▶ [Collection entries]:

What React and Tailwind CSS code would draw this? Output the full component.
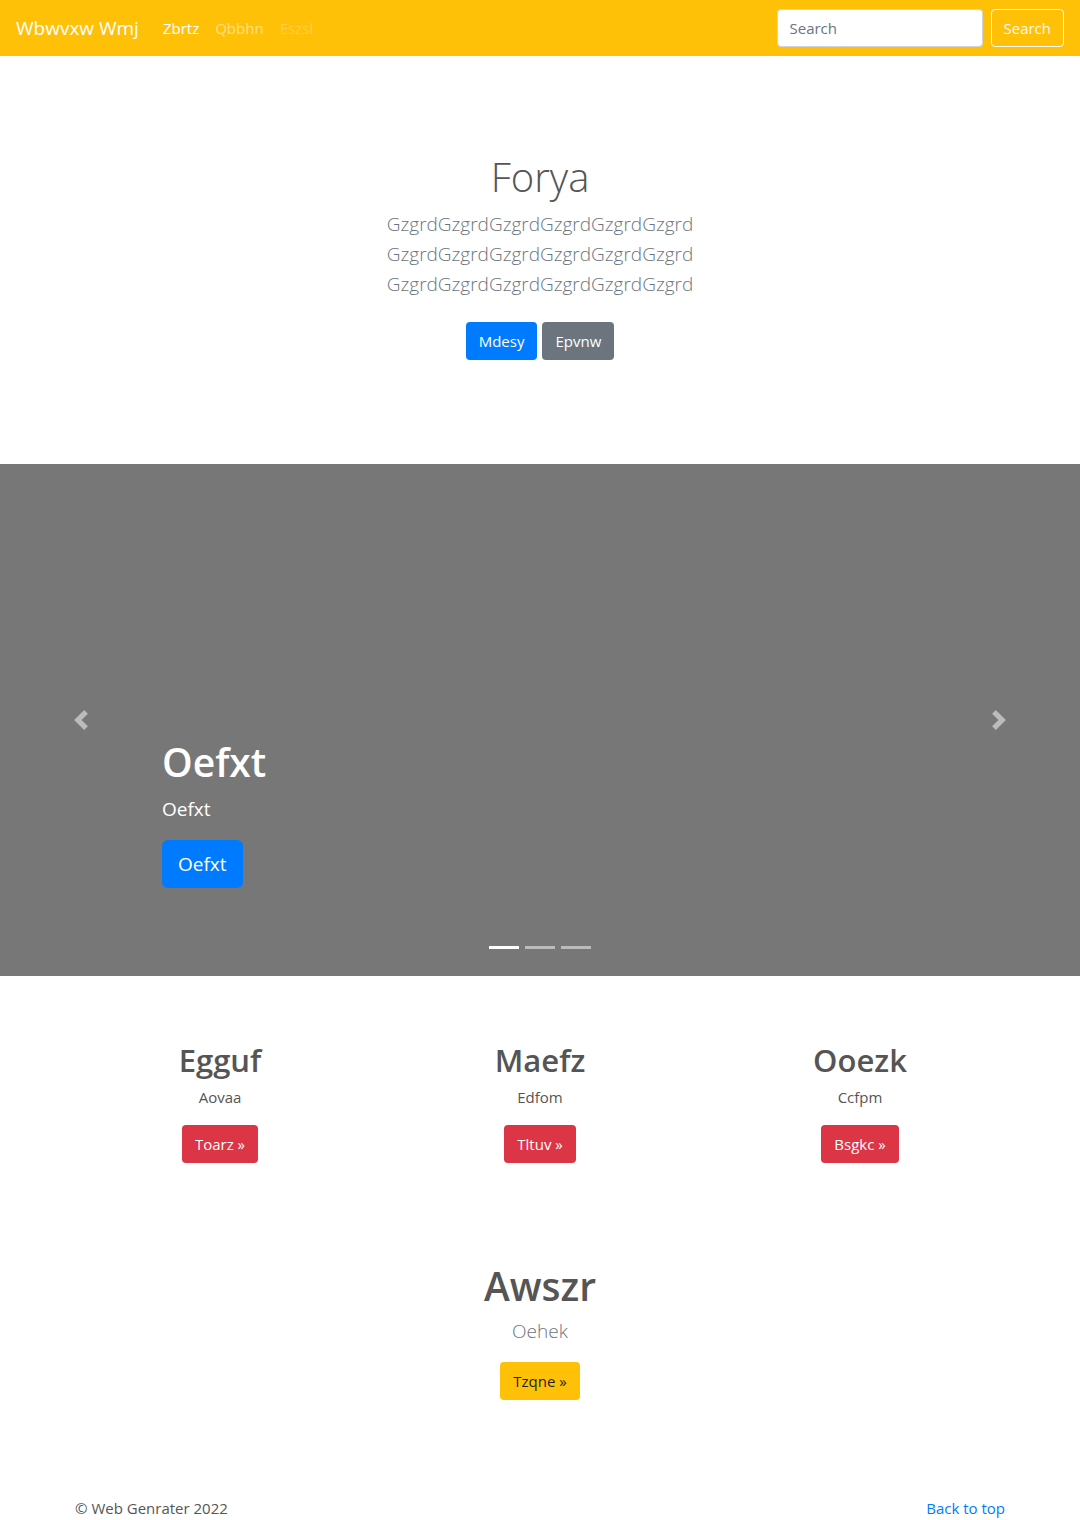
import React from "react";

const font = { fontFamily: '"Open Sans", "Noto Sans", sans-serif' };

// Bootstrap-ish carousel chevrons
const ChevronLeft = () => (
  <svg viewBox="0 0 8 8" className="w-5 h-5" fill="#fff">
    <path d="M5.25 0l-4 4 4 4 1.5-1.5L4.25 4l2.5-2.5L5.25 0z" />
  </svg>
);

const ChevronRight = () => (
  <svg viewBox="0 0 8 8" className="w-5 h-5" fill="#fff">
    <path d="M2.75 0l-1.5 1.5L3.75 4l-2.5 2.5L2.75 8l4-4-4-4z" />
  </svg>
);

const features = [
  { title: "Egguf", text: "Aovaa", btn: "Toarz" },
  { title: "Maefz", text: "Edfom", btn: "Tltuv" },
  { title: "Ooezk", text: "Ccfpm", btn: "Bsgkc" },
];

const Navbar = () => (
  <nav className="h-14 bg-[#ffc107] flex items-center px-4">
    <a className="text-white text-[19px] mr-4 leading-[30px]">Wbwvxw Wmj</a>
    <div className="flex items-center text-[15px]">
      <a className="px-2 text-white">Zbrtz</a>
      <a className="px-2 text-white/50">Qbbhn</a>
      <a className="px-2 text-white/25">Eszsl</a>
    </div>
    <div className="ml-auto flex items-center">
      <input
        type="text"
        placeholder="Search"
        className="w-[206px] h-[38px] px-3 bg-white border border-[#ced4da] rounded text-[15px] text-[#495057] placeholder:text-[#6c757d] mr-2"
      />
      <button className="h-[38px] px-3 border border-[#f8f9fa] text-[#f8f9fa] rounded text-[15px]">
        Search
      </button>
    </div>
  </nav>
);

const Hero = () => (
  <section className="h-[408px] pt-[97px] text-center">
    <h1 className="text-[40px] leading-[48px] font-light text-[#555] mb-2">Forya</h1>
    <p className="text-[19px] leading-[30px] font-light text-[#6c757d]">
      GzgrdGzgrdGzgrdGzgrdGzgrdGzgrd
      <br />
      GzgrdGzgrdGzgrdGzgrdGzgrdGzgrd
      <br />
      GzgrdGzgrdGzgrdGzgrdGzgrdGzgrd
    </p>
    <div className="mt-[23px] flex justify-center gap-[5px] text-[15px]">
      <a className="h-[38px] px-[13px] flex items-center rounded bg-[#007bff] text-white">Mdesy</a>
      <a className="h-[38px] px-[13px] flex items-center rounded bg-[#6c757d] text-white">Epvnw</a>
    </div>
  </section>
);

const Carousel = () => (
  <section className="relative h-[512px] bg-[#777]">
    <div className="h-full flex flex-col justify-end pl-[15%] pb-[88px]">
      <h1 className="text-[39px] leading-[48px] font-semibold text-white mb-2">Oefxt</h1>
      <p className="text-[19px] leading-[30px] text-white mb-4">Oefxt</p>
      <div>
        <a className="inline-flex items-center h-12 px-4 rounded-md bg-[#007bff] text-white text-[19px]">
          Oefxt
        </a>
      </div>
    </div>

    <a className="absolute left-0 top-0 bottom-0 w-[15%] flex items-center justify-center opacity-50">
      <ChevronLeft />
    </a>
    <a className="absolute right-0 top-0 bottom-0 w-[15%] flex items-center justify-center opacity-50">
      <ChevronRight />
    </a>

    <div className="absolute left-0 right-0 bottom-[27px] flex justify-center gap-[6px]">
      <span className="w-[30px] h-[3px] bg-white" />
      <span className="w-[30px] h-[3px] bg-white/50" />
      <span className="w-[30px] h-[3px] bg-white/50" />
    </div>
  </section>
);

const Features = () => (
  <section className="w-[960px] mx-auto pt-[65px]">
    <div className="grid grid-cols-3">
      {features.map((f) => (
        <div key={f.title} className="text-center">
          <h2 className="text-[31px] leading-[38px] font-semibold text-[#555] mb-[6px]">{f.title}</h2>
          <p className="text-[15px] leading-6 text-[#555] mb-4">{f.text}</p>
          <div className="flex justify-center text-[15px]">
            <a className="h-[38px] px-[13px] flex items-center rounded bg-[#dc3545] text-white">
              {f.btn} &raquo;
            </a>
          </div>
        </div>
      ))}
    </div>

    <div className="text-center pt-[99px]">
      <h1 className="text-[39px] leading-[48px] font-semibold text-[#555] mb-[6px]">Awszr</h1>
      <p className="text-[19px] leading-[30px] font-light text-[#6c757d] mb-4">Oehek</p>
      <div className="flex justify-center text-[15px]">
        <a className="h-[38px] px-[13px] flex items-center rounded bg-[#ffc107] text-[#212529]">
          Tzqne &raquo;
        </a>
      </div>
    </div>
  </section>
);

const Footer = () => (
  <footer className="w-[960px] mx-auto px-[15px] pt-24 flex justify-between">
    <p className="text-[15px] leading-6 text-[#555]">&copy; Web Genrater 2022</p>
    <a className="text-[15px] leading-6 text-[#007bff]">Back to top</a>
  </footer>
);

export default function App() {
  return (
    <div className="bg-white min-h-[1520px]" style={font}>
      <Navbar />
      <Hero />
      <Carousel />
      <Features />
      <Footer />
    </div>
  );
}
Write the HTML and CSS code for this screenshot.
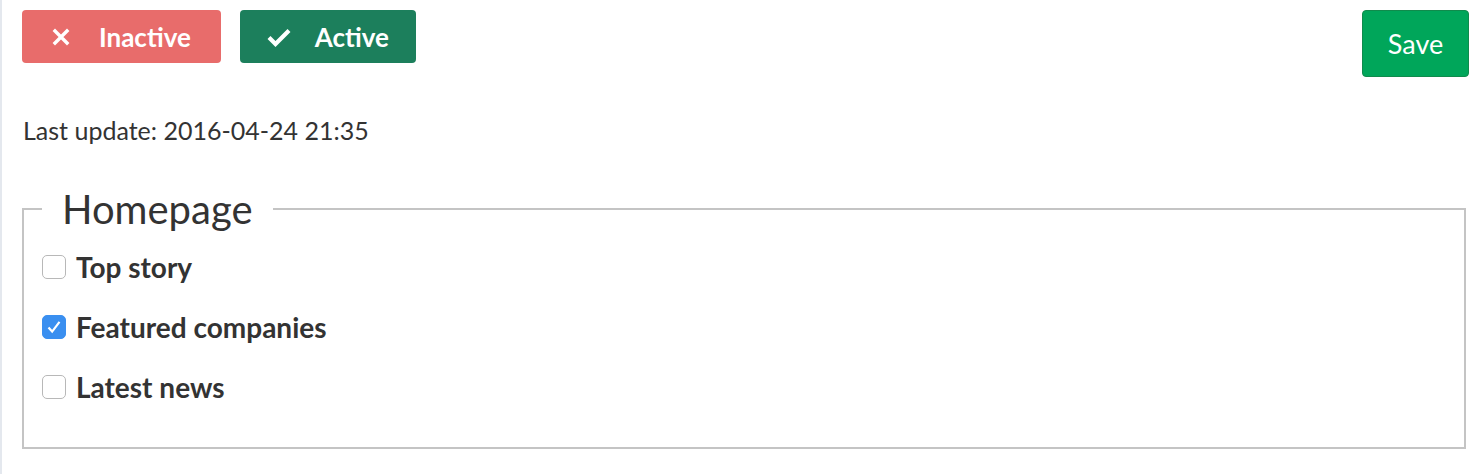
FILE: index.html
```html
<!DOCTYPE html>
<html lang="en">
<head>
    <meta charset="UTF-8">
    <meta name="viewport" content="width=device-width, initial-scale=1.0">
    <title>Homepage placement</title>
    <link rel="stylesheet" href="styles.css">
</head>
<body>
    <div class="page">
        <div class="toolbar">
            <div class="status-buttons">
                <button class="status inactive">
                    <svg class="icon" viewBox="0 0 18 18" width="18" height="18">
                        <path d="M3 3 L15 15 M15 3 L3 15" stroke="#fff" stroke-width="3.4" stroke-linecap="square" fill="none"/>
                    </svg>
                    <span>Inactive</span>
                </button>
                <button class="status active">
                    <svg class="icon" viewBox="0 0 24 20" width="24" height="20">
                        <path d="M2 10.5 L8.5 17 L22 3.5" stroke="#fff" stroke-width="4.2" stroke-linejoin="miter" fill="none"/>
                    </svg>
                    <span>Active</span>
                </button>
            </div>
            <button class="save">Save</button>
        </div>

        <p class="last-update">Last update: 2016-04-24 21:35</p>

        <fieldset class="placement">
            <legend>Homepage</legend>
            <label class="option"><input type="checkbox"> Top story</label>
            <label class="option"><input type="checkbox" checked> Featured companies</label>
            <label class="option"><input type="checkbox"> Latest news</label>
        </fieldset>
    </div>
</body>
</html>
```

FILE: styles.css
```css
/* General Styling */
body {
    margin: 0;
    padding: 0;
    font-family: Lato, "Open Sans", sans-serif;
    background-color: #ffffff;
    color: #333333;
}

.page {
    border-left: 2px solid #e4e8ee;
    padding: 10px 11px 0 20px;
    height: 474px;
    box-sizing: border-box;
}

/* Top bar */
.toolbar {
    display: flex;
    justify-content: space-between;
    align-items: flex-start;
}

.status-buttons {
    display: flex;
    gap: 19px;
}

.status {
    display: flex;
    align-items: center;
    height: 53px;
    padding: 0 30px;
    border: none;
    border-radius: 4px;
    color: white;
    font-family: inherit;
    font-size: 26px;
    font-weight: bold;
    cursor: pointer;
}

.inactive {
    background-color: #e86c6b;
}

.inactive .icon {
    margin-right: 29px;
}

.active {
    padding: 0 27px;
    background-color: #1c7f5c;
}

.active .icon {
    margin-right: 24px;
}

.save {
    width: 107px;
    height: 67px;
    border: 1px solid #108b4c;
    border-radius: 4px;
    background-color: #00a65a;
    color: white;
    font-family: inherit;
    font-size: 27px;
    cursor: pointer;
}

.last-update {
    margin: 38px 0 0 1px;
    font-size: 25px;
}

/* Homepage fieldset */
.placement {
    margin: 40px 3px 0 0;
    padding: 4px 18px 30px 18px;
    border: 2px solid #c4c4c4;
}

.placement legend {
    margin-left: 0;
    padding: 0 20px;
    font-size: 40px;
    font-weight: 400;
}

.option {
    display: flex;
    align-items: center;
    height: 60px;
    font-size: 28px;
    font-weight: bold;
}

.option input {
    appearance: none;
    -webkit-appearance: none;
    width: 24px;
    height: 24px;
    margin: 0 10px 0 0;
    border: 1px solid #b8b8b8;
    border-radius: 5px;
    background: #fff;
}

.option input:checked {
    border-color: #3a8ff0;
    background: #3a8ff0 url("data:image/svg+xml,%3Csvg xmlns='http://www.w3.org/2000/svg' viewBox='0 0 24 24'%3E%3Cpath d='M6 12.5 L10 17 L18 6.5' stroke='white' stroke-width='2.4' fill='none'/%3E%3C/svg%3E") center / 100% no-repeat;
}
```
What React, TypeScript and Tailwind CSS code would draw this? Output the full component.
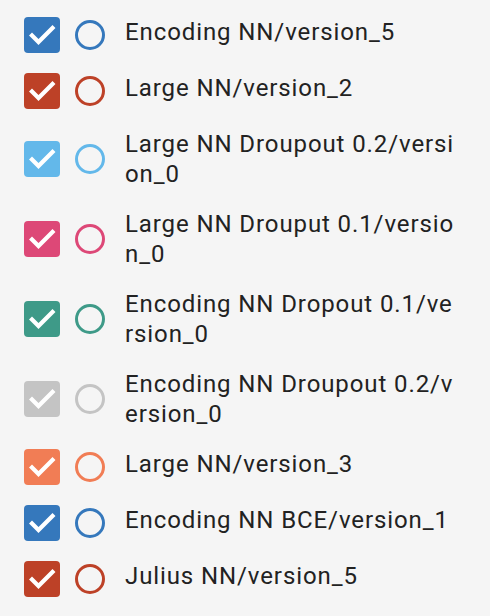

▶ [Given task]: Look for "draw" and pull out every line that has it.

▶ [Answer to this problem]:
What React and Tailwind CSS code would draw this? Output the full component.
What React, TypeScript and Tailwind CSS code would draw this? Output the full component.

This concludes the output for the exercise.